--- Set problem ---
Repeat only the lines below that run from the line with "Write a component" to the line with "import React from", ends included; skip every picture.
■ ■ ■ ■
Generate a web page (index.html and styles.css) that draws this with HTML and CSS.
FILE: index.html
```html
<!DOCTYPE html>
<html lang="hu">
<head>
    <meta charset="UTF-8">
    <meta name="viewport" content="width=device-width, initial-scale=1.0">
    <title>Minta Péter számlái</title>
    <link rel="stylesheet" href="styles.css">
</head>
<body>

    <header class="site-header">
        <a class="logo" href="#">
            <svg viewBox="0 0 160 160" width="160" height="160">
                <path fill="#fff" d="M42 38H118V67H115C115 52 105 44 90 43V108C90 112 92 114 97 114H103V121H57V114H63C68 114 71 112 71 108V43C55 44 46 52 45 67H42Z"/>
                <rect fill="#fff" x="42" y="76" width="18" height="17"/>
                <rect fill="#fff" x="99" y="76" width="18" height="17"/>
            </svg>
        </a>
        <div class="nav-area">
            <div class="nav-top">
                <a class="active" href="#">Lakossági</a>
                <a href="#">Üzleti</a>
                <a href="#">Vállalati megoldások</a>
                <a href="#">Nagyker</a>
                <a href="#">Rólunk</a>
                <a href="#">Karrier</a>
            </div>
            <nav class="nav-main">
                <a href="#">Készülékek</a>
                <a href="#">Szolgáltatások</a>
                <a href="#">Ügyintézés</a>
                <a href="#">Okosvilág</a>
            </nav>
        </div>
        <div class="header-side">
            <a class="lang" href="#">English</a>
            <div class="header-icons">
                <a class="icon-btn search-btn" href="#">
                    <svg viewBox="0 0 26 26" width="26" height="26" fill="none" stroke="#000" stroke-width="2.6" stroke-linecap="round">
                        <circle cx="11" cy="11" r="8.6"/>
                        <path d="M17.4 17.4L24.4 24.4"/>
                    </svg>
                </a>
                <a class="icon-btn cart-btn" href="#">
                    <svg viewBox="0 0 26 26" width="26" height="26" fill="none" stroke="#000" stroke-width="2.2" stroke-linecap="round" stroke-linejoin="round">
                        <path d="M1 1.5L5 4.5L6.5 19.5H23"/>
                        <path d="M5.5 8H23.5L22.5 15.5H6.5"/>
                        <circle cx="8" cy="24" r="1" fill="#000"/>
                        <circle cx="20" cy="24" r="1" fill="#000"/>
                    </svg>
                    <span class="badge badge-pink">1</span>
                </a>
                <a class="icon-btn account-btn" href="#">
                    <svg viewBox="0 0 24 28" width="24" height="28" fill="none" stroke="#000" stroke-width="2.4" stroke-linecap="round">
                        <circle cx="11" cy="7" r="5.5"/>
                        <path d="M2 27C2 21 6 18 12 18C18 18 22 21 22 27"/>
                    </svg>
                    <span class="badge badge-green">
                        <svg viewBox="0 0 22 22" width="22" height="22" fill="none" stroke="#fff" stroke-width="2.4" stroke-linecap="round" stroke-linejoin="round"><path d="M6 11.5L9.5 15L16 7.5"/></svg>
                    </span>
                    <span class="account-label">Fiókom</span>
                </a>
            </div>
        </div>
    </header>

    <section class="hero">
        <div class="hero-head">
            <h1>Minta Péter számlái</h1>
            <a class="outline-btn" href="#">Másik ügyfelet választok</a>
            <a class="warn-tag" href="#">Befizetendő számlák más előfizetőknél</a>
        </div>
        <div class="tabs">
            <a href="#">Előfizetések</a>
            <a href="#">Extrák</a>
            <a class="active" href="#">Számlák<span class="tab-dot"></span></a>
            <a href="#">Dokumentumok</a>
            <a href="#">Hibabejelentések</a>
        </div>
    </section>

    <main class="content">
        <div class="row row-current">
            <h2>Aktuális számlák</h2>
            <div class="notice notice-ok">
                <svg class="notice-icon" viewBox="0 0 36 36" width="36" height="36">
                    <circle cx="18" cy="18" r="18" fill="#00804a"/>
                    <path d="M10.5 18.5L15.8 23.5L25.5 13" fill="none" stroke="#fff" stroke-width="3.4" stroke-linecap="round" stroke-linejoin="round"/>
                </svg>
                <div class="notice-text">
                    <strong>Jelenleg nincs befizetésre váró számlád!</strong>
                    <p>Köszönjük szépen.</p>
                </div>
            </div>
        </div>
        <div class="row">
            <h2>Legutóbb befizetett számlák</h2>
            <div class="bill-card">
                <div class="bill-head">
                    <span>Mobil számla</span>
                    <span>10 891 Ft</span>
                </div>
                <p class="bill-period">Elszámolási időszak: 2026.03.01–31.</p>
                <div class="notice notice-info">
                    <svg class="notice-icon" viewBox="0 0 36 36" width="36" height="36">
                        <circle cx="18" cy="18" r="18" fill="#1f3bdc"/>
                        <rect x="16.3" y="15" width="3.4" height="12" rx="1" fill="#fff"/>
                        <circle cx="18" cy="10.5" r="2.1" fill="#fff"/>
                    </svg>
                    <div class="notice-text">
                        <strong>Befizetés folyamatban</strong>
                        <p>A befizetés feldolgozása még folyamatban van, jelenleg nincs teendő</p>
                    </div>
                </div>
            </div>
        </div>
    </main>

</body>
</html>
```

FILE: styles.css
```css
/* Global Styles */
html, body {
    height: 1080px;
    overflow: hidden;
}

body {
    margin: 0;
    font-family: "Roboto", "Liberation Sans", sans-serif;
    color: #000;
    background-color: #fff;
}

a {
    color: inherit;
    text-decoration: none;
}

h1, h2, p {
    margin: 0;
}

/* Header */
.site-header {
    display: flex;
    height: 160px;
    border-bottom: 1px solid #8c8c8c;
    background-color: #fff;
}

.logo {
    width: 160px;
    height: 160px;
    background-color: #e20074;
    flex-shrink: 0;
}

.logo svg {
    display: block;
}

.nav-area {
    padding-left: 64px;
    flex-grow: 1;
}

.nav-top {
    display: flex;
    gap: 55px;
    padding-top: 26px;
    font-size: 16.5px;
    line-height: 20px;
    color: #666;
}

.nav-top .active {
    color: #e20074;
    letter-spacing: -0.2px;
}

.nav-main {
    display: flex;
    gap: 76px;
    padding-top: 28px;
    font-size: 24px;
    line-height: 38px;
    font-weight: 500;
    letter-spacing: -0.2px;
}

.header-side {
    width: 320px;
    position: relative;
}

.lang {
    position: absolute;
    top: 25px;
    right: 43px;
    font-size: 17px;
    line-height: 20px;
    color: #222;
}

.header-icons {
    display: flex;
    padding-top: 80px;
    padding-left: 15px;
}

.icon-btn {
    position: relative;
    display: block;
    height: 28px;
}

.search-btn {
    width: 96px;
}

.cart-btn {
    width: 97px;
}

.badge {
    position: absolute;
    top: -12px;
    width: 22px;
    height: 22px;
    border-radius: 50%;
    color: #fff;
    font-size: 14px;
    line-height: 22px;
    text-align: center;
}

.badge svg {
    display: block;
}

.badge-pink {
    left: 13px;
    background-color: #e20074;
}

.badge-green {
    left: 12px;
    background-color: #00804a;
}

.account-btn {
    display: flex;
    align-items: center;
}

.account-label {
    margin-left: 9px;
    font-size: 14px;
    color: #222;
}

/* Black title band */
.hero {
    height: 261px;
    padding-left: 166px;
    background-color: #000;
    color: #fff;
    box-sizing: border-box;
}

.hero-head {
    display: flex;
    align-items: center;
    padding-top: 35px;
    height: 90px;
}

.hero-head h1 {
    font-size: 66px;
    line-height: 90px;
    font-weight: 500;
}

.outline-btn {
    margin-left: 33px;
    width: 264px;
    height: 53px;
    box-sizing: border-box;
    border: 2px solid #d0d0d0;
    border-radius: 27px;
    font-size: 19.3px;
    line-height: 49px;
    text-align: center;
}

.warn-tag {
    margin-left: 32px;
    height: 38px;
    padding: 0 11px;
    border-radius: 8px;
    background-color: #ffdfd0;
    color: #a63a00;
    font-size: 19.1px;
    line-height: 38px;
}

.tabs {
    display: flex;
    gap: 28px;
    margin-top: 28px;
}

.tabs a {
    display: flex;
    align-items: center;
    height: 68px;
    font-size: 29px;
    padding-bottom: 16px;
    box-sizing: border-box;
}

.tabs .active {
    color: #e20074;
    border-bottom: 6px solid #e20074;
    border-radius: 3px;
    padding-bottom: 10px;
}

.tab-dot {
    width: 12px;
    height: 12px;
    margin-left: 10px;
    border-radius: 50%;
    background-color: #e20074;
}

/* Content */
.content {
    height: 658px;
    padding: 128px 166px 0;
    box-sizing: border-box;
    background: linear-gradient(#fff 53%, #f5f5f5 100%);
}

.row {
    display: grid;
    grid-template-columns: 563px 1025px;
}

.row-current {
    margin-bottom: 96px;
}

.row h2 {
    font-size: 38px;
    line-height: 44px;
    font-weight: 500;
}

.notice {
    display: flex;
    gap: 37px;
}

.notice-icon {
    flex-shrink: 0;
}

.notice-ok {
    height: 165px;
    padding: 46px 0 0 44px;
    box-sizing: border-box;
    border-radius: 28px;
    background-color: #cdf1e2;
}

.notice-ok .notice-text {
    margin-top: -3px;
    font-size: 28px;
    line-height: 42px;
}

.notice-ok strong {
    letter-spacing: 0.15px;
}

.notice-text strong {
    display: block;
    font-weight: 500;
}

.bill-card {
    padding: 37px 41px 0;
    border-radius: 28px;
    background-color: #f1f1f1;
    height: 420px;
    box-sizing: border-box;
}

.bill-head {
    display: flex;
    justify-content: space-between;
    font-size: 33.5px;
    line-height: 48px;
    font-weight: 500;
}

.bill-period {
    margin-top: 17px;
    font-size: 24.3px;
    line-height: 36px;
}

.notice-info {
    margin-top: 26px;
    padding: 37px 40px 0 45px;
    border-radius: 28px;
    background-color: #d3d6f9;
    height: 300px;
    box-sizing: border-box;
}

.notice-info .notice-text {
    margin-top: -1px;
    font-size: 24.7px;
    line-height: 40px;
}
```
■ ■ ■ ■
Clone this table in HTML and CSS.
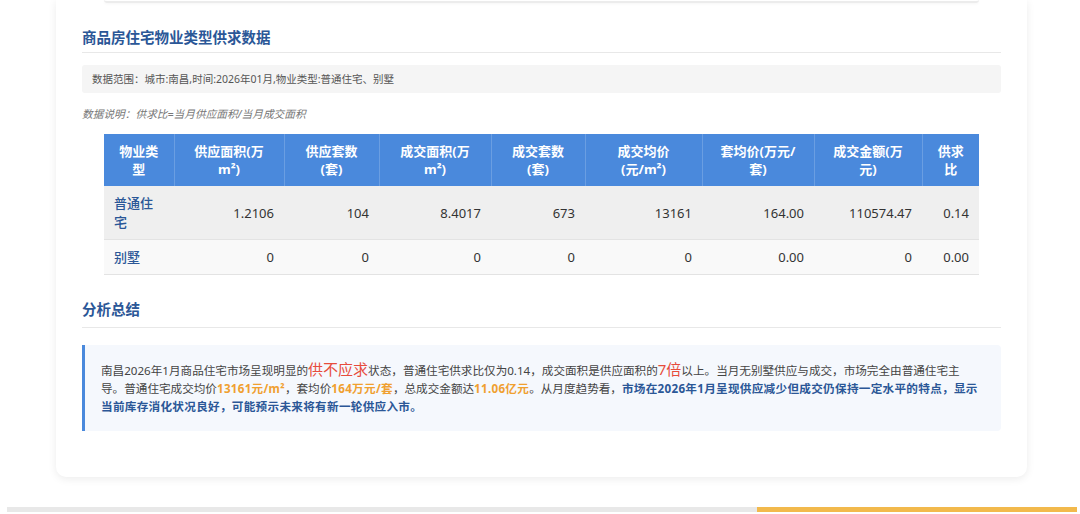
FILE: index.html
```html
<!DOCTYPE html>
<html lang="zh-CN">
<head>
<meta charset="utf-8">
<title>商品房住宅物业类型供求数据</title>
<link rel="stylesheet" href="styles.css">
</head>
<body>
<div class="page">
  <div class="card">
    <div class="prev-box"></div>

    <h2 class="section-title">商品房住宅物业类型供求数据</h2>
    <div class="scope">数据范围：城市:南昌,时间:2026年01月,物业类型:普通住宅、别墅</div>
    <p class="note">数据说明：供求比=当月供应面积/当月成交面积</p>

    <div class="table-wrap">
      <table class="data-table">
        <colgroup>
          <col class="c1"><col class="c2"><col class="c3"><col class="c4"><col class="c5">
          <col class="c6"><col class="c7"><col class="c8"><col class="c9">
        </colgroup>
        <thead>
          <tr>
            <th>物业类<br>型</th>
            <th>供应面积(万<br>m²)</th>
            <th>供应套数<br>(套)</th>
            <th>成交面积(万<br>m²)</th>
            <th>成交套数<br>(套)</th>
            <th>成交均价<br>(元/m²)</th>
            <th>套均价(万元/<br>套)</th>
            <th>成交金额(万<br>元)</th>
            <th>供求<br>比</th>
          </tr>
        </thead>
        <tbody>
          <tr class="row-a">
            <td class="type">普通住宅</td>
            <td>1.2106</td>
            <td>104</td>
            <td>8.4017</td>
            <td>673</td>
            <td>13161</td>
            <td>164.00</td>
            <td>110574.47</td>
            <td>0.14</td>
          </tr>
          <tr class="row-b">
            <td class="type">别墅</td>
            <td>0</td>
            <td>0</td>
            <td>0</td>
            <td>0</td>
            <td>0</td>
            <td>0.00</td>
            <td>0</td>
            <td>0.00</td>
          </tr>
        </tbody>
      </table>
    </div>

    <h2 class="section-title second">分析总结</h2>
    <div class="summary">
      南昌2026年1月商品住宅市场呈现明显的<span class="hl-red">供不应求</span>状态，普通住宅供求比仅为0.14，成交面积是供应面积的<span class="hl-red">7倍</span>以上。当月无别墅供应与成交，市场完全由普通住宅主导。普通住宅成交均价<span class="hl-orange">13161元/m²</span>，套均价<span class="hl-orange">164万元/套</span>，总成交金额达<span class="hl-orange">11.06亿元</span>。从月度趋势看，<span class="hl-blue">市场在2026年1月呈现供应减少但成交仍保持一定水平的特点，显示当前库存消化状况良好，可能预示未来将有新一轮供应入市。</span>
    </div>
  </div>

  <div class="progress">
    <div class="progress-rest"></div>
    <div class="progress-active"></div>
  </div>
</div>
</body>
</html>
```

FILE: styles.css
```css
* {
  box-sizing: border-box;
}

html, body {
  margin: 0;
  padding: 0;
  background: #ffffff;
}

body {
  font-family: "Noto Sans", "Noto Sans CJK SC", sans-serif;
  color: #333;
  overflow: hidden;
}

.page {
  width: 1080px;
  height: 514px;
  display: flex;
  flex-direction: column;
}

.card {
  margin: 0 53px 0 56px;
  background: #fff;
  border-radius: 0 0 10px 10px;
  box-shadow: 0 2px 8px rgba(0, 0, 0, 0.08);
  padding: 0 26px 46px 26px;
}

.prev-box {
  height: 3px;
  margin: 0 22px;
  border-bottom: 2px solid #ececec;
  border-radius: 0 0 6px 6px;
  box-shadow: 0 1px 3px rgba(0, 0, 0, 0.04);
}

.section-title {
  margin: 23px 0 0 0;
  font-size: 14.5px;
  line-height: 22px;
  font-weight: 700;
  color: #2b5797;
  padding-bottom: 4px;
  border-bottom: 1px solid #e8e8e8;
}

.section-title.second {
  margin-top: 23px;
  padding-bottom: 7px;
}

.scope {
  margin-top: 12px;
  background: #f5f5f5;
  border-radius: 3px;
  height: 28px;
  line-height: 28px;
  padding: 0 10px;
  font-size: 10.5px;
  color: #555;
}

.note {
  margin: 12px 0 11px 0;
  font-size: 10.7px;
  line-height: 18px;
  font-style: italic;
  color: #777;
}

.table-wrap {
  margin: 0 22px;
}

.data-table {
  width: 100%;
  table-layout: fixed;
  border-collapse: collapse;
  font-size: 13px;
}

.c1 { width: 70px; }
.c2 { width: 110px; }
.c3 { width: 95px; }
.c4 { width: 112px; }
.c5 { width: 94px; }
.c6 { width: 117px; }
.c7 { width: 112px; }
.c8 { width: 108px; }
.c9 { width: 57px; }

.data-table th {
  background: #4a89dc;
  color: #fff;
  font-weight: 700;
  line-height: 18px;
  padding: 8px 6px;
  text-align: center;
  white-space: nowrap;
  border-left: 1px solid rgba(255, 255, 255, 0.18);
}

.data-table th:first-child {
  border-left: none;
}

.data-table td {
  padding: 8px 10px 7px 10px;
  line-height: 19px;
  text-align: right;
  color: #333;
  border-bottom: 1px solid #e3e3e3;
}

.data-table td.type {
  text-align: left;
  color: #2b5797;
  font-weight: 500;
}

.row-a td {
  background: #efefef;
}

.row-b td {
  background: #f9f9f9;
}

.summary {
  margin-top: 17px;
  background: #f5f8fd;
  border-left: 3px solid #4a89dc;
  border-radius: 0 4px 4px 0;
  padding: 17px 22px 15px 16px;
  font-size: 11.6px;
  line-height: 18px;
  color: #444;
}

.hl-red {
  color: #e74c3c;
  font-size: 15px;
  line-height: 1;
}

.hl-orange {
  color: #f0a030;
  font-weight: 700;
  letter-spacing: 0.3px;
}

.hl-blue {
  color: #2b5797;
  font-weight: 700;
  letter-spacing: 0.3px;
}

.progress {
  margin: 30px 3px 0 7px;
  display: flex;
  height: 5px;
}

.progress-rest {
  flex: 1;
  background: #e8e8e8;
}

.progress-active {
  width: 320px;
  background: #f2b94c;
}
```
■ ■ ■ ■
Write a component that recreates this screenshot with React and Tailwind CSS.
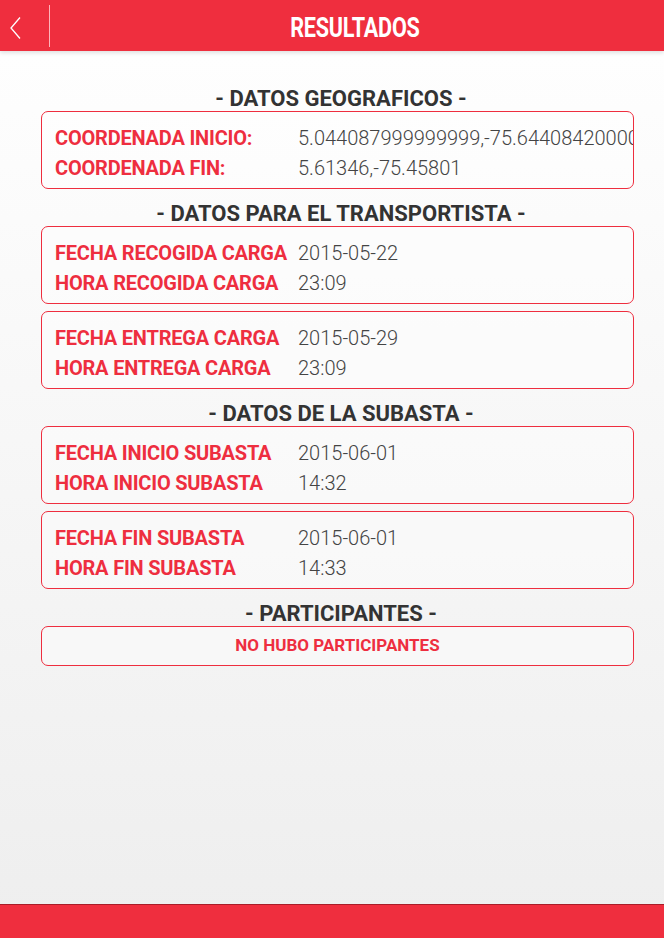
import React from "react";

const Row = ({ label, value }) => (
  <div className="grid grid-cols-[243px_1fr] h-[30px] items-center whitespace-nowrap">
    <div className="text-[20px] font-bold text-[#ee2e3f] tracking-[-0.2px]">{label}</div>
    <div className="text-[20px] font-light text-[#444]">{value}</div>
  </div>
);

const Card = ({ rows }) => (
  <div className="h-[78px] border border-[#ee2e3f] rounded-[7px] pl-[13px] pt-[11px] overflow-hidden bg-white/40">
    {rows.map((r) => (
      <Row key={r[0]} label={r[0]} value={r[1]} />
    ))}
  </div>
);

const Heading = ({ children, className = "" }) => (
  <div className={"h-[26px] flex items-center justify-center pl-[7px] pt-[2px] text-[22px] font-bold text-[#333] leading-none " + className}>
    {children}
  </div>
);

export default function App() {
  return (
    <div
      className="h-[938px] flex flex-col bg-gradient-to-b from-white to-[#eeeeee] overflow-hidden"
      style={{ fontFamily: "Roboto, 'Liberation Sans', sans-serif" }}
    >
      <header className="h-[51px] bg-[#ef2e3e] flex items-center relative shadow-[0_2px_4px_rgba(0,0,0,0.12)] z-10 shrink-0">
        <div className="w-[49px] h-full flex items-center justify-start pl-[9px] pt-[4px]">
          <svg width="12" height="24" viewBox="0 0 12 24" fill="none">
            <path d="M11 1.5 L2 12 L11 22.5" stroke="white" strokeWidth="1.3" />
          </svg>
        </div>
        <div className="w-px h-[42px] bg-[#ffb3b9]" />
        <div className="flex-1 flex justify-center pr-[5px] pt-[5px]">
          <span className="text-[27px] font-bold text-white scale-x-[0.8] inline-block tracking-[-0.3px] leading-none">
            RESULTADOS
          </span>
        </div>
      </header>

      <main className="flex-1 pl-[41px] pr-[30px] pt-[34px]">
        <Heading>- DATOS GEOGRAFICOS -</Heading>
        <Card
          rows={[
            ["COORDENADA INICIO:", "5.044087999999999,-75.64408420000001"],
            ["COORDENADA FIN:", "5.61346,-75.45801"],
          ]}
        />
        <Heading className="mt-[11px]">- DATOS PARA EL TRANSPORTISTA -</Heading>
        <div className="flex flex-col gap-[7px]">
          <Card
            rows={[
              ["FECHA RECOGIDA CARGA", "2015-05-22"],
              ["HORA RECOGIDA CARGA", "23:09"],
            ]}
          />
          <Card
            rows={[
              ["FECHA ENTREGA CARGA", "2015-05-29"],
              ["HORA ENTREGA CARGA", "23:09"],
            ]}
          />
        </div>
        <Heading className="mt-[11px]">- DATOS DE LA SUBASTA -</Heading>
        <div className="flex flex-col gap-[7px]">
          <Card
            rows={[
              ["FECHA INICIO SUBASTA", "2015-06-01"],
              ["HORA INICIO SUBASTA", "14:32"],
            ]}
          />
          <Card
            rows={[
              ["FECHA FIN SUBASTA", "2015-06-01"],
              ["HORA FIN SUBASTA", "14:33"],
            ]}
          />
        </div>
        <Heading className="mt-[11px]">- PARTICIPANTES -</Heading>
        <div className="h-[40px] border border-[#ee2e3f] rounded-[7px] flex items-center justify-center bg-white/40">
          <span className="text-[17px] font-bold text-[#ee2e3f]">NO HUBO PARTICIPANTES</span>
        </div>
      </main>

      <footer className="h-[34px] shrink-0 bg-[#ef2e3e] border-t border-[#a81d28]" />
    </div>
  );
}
■ ■ ■ ■
--- Expected answer ---
Write a component that recreates this screenshot with React and Tailwind CSS.
import React from "react";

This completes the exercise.